Collected data entries:

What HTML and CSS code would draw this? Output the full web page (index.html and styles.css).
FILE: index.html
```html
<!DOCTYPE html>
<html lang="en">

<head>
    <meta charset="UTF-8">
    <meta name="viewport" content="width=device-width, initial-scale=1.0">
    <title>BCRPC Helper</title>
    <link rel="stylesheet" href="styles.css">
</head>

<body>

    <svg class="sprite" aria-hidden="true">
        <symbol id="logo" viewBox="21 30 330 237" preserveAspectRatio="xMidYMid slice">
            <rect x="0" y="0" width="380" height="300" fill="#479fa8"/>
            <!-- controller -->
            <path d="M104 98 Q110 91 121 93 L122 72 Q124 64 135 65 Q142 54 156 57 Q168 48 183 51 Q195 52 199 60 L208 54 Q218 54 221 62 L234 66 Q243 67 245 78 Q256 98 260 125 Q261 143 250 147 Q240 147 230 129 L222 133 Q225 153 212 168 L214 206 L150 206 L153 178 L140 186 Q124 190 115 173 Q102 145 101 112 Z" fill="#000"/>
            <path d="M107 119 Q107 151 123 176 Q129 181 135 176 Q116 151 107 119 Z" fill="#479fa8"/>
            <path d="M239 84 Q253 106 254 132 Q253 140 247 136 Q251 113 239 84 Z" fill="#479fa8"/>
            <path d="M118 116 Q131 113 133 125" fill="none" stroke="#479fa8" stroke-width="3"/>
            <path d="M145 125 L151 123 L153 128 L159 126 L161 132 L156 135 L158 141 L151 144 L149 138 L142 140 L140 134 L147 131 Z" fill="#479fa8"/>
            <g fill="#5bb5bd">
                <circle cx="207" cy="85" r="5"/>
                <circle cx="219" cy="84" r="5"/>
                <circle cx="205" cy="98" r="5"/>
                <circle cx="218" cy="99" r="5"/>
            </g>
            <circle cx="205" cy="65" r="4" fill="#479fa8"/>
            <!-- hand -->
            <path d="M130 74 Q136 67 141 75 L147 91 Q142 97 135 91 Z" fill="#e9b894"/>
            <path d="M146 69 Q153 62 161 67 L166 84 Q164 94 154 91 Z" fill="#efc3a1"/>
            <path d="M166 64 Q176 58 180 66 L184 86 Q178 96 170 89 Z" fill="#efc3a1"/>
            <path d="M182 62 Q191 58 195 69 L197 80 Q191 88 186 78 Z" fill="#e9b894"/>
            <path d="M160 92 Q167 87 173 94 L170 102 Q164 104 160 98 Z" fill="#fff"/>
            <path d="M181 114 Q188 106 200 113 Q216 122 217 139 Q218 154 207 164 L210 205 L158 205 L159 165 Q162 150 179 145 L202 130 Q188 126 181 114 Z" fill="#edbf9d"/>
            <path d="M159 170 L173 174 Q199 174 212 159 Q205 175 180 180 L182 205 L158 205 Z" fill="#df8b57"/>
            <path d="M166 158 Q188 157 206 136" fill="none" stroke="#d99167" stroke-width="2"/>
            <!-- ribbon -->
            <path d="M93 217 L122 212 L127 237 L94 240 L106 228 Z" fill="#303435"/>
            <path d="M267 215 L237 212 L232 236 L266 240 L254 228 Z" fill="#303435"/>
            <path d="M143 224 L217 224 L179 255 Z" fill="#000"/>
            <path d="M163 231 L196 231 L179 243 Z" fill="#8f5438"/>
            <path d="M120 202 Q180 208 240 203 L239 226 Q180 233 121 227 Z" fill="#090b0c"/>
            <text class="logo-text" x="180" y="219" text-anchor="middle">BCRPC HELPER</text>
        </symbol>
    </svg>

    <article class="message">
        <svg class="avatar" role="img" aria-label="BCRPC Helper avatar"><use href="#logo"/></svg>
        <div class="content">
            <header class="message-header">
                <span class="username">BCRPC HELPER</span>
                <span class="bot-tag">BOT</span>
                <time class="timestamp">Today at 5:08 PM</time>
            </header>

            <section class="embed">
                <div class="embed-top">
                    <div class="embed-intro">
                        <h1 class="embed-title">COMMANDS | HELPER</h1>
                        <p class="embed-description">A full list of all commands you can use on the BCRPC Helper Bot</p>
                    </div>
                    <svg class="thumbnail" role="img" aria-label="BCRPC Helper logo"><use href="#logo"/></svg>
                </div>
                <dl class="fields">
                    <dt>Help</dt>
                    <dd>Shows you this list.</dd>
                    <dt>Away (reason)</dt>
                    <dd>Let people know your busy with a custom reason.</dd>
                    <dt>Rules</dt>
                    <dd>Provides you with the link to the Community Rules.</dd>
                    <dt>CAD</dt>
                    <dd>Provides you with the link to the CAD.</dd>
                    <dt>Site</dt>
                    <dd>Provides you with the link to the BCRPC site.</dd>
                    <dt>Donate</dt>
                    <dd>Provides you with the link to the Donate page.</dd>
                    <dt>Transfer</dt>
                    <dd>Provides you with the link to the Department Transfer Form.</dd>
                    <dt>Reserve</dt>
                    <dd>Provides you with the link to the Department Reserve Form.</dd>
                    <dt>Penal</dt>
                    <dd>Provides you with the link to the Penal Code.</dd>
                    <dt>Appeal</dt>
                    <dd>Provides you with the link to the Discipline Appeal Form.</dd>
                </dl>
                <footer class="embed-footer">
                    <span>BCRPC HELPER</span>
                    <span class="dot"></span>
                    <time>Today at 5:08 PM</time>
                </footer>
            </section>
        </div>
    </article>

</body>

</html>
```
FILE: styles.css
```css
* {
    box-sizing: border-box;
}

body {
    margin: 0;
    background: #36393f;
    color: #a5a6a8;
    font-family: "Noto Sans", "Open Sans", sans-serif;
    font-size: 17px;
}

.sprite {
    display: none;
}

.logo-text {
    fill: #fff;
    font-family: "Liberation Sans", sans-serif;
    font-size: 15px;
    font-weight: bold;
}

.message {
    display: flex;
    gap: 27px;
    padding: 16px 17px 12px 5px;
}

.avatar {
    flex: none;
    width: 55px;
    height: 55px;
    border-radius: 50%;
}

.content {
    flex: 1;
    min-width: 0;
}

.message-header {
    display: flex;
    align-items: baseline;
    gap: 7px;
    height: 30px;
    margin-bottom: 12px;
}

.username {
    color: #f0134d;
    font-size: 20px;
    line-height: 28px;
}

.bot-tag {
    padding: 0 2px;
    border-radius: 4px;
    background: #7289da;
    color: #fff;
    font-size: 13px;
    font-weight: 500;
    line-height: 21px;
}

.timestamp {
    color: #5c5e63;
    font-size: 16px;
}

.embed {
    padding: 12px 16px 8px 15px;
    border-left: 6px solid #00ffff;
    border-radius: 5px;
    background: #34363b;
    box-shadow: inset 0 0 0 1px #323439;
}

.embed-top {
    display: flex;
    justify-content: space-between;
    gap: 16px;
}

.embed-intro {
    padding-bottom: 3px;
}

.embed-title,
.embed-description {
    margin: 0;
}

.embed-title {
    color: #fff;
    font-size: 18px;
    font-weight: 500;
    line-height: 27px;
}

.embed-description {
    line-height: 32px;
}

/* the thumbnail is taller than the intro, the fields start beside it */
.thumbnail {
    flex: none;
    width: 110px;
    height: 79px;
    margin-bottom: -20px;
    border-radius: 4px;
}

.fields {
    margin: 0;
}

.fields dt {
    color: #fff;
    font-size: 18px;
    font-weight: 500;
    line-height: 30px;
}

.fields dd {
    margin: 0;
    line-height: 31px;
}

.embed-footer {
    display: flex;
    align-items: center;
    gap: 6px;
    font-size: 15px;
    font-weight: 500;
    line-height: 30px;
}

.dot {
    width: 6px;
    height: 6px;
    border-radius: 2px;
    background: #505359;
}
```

--

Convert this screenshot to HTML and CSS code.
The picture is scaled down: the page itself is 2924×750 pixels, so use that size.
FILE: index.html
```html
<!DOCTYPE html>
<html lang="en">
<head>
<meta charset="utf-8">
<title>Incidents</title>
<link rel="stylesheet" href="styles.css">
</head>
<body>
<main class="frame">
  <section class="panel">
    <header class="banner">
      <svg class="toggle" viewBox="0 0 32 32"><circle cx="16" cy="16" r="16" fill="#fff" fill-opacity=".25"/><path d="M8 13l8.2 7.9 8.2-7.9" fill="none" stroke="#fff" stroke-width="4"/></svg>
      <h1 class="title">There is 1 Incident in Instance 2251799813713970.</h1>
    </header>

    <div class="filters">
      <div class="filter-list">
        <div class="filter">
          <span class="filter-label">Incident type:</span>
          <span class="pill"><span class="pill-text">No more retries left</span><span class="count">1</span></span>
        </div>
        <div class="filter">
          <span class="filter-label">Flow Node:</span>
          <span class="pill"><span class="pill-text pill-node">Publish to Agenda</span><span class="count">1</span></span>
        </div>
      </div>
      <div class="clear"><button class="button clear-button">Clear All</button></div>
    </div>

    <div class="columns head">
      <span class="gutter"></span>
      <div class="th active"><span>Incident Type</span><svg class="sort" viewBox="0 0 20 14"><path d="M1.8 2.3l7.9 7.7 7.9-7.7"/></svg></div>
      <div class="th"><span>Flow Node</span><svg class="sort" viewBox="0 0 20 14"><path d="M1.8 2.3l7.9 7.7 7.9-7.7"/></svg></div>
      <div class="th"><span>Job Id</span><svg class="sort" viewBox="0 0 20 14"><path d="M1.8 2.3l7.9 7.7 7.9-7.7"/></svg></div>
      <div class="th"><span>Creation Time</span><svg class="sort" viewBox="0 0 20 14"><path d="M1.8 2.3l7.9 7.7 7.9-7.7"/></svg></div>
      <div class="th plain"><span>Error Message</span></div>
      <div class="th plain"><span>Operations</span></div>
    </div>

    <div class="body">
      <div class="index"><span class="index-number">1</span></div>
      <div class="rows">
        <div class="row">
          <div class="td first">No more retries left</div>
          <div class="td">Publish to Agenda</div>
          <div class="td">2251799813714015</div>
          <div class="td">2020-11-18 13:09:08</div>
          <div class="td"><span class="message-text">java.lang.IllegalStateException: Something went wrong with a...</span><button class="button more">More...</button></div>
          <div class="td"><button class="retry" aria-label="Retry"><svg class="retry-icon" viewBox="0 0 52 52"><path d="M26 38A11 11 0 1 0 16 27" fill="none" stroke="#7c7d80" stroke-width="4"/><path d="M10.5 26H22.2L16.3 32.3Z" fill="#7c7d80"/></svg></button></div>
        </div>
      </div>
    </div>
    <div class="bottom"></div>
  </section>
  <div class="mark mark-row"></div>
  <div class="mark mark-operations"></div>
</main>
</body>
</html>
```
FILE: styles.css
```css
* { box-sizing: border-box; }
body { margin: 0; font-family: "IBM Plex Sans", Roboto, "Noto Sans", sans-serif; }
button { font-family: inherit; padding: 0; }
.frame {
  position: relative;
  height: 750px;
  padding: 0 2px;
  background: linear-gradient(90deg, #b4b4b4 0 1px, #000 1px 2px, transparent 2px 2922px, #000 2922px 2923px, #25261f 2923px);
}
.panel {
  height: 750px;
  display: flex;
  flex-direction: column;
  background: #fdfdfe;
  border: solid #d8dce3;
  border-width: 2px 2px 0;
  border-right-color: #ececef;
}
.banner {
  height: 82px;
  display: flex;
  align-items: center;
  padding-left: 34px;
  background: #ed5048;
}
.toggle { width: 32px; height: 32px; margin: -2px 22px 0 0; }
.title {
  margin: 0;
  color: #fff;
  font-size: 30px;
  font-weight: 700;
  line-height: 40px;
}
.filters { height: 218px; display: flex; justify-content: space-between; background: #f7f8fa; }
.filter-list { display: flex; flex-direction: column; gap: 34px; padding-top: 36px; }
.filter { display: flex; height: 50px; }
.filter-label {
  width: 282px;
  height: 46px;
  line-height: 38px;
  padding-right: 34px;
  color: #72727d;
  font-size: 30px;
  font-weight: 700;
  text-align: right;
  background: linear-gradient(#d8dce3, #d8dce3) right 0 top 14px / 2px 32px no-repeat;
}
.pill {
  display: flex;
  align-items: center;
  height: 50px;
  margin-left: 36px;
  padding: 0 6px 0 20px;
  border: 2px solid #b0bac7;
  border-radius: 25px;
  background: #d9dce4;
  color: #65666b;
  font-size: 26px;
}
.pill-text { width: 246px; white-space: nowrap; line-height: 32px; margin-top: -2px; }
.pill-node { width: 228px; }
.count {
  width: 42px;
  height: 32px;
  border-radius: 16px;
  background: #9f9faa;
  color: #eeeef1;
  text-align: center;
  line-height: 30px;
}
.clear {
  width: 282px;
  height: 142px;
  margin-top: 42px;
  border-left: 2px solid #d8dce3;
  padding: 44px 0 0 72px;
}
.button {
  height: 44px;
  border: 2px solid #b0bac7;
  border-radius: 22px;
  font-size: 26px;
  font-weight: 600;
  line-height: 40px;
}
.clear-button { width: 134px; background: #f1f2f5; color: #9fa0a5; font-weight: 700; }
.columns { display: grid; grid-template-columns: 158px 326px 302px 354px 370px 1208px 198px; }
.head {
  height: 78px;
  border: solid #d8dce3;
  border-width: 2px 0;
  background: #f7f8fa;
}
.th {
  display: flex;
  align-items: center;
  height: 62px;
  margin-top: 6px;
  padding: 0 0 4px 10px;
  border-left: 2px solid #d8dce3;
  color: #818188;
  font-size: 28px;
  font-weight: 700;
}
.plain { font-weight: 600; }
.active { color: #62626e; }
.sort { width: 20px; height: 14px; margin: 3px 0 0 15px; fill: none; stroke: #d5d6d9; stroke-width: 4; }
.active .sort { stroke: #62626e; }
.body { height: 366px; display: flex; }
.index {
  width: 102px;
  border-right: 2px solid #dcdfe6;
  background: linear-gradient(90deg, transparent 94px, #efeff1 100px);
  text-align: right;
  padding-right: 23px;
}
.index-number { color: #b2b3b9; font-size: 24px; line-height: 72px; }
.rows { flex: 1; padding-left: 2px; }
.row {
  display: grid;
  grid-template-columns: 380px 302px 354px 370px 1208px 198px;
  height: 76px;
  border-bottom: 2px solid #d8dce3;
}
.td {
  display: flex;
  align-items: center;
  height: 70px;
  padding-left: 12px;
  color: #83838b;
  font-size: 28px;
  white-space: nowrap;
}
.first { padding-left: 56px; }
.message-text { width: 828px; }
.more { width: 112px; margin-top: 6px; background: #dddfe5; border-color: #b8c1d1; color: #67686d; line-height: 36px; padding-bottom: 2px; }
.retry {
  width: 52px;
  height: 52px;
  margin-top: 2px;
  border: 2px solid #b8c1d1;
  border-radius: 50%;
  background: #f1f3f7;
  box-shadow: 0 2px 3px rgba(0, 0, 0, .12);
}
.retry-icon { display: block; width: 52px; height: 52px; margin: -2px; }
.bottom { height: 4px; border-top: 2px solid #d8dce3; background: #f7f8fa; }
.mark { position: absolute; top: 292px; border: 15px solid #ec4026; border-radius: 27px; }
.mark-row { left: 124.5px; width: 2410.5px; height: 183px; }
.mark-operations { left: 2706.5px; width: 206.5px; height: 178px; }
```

Given problem » Of the lines in the data, how many hold the string "full"? State the number, nothing else.

Response » 2